Пример с Норт-Дамом для меня — удачный медиа-эффект. Мы переживаем больше за то, что больше присутствует в медиа пространстве. При этом, до этого события произошел другой пожар, сгорела деревянная церковь 17го века, Успения Пресвятой Богородицы в Кондопоге. Реакция на этот пожар и на пожар в Соборе Парижской Богоматери несравнимы.
Я выбираю комод в Москве, попутно наблюдая за тем, что происходит в мире. Соотношение мирного и агрессивного происходит одновременно, в одну секунду. Меня всегда удивляет одновременность этих событий, которую дает нам почувствовать именно цифровые новостные каналы.
— Возникало ли у тебя желание провести информационный детокс, абстрагироваться от цифрового пространства?
— Я периодически этим занимаюсь. Могу выпилиться из инсты и фэйса на пару месяцев, чтоб разгрузится эмоционально.
— На одном из плакатов на твоей стене «стене скриншотов» значится фотография с митинга за свободный интернет, на ней написано «Интернет — наш единственный шанс». Как ты понимаешь эту фразу? Почему ты решил использовать именно эту фотографию с митинга?
— Интернет и смартфоны всех уравняли. Например, музыкальная карьера сейчас легко начинается на ютубе и можно обойтись без продюсеров и тв эфиров. Появилась разветвленная горизонтальная структура коммуникаций -чаты, сториз, телеграмм-каналы, ютуб итп. Для нашей страны существующей по принципу вертикалей, последние сто лет - это явление неожиданное. Государство задается вопросом «А что с этим всем делать?». Поэтому возникают интернет проекты (активный гражданин, яндекс. район итп), которые хоть как-то позволяют государству быть в этом поле и регулировать его.
— Должен ли художник говорить о политике? Отражать ее в своем творчестве?
— Это вопрос выбора. Я работаю с цифровой повседневностью, поэтому пройти мимо новостного поля - сложно, это часть ландшафта. Но до приезда в Москву я говорил на совершенно другие темы, например, время и пространство. У меня есть северный цикл работ про бессмертие, горы и природу.
— Почему для сравнения двух видов саморепрезентации, ведения дневников ты выбрал девятиклассника Олега, который описывал свою жизнь в 1937 году?

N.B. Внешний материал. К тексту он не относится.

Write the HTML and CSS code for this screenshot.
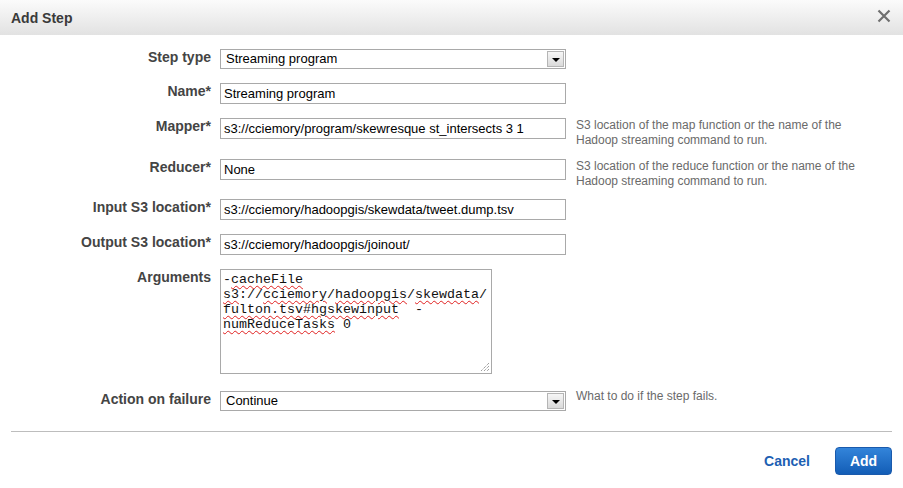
FILE: index.html
```html
<!DOCTYPE html>
<html>
<head>
<meta charset="utf-8">
<link rel="stylesheet" href="styles.css">
</head>
<body>
<div class="dialog">
  <div class="header">
    <div class="title">Add Step</div>
    <svg class="close" width="14" height="14" viewBox="0 0 14 14"><path d="M1.5 1.5 L12.5 12.5 M12.5 1.5 L1.5 12.5" stroke="#6f6f6f" stroke-width="2.2" fill="none"/></svg>
  </div>
  <div class="body">
    <div class="row r-step">
      <div class="label">Step type</div>
      <div class="select"><span class="sel-text">Streaming program</span><span class="sel-btn"><span class="tri"></span></span></div>
    </div>
    <div class="row">
      <div class="label">Name*</div>
      <div class="input">Streaming program</div>
    </div>
    <div class="row has-help r-mapper">
      <div class="label">Mapper*</div>
      <div class="input">s3://cciemory/program/skewresque st_intersects 3 1</div>
      <div class="help">S3 location of the map function or the name of the<br>Hadoop streaming command to run.</div>
    </div>
    <div class="row has-help">
      <div class="label">Reducer*</div>
      <div class="input">None</div>
      <div class="help">S3 location of the reduce function or the name of the<br>Hadoop streaming command to run.</div>
    </div>
    <div class="row">
      <div class="label">Input S3 location*</div>
      <div class="input">s3://cciemory/hadoopgis/skewdata/tweet.dump.tsv</div>
    </div>
    <div class="row">
      <div class="label">Output S3 location*</div>
      <div class="input">s3://cciemory/hadoopgis/joinout/</div>
    </div>
    <div class="row r-args">
      <div class="label">Arguments</div>
      <div class="textarea"><div class="ta-text">-<span class="sp">cacheFile</span>
<span class="sp">s3</span>://<span class="sp">cciemory</span>/<span class="sp">hadoopgis</span>/<span class="sp">skewdata</span>/
<span class="sp">fulton.tsv#hgskewinput</span>  -
<span class="sp">numReduceTasks</span> 0</div>
        <svg class="grip" width="10" height="10" viewBox="0 0 10 10"><path d="M9 1 L1 9 M9 4 L4 9 M9 7 L7 9" stroke="#777" stroke-width="1" stroke-dasharray="1 1" fill="none"/></svg>
      </div>
    </div>
    <div class="row r-action">
      <div class="label">Action on failure</div>
      <div class="select"><span class="sel-text">Continue</span><span class="sel-btn"><span class="tri"></span></span></div>
      <div class="help help-one">What to do if the step fails.</div>
    </div>
  </div>
  <div class="footer">
    <a class="cancel">Cancel</a>
    <button class="add">Add</button>
  </div>
</div>
</body>
</html>
```
FILE: styles.css
```css
html, body {
  margin: 0;
  padding: 0;
  background: #fff;
}
body {
  font-family: "Liberation Sans", Arial, sans-serif;
  width: 903px;
  height: 488px;
  overflow: hidden;
}
.dialog {
  width: 903px;
  height: 488px;
  background: #fff;
}
.header {
  height: 35px;
  background: linear-gradient(#fbfbfb, #e2e2e2);
  display: flex;
  align-items: center;
  justify-content: space-between;
  padding: 0 12px 0 11px;
}
.title {
  font-size: 14px;
  font-weight: bold;
  color: #3a3a3a;
}
.close {
  margin-top: -4px;
}
.body {
  padding: 14px 11px 0 11px;
}
.row {
  display: flex;
  align-items: flex-start;
  margin-bottom: 14px;
}
.row.has-help {
  margin-bottom: 10px;
}
.row.r-mapper {
  margin-bottom: 11px;
}
.r-args {
  margin-bottom: 17px;
}
.label {
  width: 200px;
  text-align: right;
  font-size: 14px;
  font-weight: bold;
  color: #444;
  padding-top: 0;
  margin-right: 9px;
  line-height: 16px;
}
.input {
  box-sizing: border-box;
  width: 346px;
  height: 21px;
  border: 1px solid #a9a9a9;
  font-size: 13px;
  color: #000;
  line-height: 19px;
  padding: 0 3px;
  white-space: nowrap;
  overflow: hidden;
}
.select {
  box-sizing: border-box;
  width: 346px;
  height: 20px;
  border: 1px solid #a9a9a9;
  display: flex;
  align-items: center;
  justify-content: space-between;
  font-size: 13px;
  color: #000;
  padding: 0 1px 0 5px;
}
.sel-text {
  line-height: 18px;
}
.sel-btn {
  box-sizing: border-box;
  width: 17px;
  height: 16px;
  border: 1px solid #b5b5b5;
  background: linear-gradient(#f6f6f6, #dadada);
  display: flex;
  align-items: center;
  justify-content: center;
}
.tri {
  width: 0;
  height: 0;
  border-left: 4px solid transparent;
  border-right: 4px solid transparent;
  border-top: 4px solid #000;
  margin-top: 1px;
}
.help {
  margin-left: 10px;
  font-size: 12px;
  line-height: 15px;
  color: #6a6a6a;
}
.help-one {
  margin-top: -2px;
}
.textarea {
  box-sizing: border-box;
  width: 272px;
  height: 105px;
  border: 1px solid #a9a9a9;
  padding: 2px;
  display: flex;
  flex-direction: column;
  justify-content: space-between;
}
.ta-text {
  font-family: "Liberation Mono", "Courier New", monospace;
  font-size: 13.33px;
  line-height: 15px;
  color: #111;
  white-space: pre;
}
.sp {
  text-decoration: underline wavy #e02020;
  text-decoration-thickness: 1px;
  text-underline-offset: 2px;
}
.grip {
  align-self: flex-end;
  margin: 0 -1px -1px 0;
}
.footer {
  margin: 20px 11px 0 11px;
  border-top: 1px solid #bdbdbd;
  padding-top: 15px;
  display: flex;
  justify-content: flex-end;
  align-items: center;
}
.cancel {
  font-size: 14px;
  font-weight: bold;
  color: #1d5fb3;
  margin-right: 25px;
  cursor: pointer;
}
.add {
  box-sizing: border-box;
  width: 57px;
  height: 28px;
  border: 1px solid #1a5aac;
  border-radius: 4px;
  background: linear-gradient(#3384da, #135db6);
  color: #fff;
  font-family: "Liberation Sans", Arial, sans-serif;
  font-size: 14px;
  font-weight: bold;
  padding: 0;
}
```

— Очень давно в интернете я нашел фотографию дневника Олега Черневского, он рисовал графики чувств к объекту обожания — девушке. Мне он запомнился, потому что тогда меня увлекала идея рационализации и математизации чувств. В процессе работы над проектом «Энергия ошибки», я вспомнил про дневник и мне показалось органичным ввести его в смысловое поле работы. Дневник Олега находится в архиве Международного общества «Мемориал». После того как мы с куратором Аней Зайцевой приехали туда и посмотрели на дневник вживую, почитали его - обнаружили, что на главный вопрос, который звучит в моей работе «Как быть счастливым в предложенных исторических обстоятельствах?» - мы с Олегом отвечаем одинаково. Каждый из нас находит счастье в мелочах. Даже в столь трагических обстоятельствах (отца Олега Всеволода арестовали по обвинению в военном заговоре, а их семью выселяли) Олег влюбляется, празднует новый год - вообщем пытается быть счастливым.
— После этой выставки у тебя станет больше подписчиков в Инстаграме, чем было. Изменишь ли ты как-то свой контент в социальной сети?
— Я не уверен, что разительно больше. Но я думаю контент требует всегда некого осмысления перед его публикацией.